*** Data section
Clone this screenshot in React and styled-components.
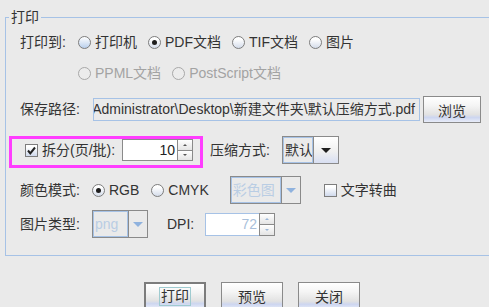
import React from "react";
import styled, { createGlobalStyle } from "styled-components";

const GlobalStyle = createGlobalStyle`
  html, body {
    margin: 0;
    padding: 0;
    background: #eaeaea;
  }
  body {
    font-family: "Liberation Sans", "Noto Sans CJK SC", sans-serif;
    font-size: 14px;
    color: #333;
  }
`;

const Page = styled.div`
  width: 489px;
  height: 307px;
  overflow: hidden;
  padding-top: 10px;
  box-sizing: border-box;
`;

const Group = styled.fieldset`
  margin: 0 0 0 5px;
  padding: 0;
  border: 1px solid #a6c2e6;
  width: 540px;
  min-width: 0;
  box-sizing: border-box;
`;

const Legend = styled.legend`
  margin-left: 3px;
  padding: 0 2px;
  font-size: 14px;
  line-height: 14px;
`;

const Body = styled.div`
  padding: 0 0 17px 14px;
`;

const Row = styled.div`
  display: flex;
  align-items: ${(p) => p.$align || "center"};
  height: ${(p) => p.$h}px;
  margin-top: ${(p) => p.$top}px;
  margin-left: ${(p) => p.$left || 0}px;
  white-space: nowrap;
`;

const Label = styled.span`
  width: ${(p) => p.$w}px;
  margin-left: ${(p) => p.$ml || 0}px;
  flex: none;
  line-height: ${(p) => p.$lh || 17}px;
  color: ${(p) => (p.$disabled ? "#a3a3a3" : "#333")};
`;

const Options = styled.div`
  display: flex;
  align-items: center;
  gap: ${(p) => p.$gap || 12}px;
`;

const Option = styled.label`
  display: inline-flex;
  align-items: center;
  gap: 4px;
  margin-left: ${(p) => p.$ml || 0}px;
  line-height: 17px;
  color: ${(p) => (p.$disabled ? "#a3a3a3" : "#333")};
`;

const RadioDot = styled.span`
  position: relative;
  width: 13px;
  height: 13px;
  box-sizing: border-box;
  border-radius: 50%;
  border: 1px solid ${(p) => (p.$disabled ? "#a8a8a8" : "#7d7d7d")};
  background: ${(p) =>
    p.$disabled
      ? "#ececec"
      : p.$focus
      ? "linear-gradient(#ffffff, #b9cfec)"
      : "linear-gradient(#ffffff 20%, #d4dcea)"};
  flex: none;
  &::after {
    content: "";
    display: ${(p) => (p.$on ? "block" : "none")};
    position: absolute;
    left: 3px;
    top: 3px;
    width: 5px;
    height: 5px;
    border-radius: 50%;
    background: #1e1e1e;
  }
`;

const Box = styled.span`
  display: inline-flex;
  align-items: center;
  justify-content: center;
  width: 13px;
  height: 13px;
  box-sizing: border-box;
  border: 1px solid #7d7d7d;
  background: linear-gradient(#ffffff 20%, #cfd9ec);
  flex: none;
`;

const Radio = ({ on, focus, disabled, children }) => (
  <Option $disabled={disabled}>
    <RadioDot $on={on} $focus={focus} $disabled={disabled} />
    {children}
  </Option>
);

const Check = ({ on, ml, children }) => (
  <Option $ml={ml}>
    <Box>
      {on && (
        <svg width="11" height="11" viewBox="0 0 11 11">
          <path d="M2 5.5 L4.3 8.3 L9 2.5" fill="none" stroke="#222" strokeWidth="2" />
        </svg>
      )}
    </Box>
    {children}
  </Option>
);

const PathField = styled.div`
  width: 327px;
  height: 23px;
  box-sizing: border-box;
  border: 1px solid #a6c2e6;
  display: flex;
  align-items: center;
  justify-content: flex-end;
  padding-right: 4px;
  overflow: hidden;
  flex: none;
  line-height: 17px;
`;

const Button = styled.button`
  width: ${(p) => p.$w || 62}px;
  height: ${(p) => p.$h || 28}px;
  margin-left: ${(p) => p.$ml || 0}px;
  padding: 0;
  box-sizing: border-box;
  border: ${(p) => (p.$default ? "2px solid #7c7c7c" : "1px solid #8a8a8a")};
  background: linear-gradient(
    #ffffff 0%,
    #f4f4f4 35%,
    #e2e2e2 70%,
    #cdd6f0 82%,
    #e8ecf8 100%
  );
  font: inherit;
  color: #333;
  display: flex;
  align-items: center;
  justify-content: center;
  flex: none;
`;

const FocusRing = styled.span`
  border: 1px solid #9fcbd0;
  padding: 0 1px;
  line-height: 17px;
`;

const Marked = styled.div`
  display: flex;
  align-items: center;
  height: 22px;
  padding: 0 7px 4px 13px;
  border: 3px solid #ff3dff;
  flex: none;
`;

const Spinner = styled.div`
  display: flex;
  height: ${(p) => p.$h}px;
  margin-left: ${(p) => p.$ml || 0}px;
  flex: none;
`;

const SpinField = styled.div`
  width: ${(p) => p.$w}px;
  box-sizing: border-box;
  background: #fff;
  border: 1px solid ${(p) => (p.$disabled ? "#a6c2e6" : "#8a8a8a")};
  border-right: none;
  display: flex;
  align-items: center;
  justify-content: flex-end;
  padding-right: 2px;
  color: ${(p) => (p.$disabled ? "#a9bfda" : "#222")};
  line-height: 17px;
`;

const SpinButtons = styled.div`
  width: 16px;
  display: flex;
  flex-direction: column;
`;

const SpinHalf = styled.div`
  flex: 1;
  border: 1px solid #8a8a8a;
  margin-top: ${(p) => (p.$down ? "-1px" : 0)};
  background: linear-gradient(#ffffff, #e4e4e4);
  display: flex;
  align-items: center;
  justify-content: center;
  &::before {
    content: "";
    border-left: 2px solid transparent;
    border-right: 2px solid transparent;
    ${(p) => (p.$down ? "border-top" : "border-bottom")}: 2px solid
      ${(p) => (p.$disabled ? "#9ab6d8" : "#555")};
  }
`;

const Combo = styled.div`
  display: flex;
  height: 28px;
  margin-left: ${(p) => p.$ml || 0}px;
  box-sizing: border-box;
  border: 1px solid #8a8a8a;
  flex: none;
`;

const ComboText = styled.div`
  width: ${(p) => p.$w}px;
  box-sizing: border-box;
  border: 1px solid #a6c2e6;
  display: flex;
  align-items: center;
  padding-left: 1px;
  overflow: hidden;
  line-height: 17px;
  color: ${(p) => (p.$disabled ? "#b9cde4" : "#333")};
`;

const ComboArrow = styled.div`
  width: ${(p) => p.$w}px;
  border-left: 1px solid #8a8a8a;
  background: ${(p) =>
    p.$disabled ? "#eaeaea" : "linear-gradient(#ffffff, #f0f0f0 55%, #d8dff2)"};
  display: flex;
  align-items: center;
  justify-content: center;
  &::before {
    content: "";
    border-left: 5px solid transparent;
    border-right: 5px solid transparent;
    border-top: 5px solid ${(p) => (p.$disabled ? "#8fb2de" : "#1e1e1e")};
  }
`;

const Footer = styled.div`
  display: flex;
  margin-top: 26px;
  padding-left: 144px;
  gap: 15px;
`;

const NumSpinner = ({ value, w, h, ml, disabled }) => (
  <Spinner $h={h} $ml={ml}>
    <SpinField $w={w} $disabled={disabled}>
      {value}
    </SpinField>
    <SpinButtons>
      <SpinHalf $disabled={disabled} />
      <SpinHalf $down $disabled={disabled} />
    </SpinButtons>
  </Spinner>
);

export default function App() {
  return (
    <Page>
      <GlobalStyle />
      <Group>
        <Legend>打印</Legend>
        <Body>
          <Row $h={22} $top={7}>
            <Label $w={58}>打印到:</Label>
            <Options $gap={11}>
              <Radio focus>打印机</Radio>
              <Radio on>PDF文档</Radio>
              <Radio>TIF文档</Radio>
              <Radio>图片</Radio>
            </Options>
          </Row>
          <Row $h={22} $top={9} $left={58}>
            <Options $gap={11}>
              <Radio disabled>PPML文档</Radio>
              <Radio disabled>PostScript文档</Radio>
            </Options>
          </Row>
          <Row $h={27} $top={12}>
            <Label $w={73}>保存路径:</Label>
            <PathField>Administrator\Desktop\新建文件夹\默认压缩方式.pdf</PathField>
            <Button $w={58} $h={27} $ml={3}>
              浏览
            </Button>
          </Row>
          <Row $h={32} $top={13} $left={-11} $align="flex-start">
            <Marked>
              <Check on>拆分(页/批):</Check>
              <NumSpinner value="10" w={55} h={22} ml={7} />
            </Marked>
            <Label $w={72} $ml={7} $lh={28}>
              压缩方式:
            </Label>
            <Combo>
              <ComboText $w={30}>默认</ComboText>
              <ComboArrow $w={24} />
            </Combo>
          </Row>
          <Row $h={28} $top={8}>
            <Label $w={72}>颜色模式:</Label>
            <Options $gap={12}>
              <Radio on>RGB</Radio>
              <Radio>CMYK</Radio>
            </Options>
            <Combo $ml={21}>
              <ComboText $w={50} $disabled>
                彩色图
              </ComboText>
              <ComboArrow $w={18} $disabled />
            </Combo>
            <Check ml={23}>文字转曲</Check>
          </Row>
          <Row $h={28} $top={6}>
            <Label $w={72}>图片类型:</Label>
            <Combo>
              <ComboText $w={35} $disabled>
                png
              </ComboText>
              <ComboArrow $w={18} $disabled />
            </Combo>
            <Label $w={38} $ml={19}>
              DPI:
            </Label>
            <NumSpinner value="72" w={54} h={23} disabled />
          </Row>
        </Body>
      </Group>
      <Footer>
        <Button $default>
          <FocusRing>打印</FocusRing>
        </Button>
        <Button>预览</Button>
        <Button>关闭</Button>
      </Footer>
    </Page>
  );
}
******
• [Task]: Your task is to gather every line with the word "components" and copy it.

• [Answer for this exercise]:
Clone this screenshot in React and styled-components.
import styled, { createGlobalStyle } from "styled-components";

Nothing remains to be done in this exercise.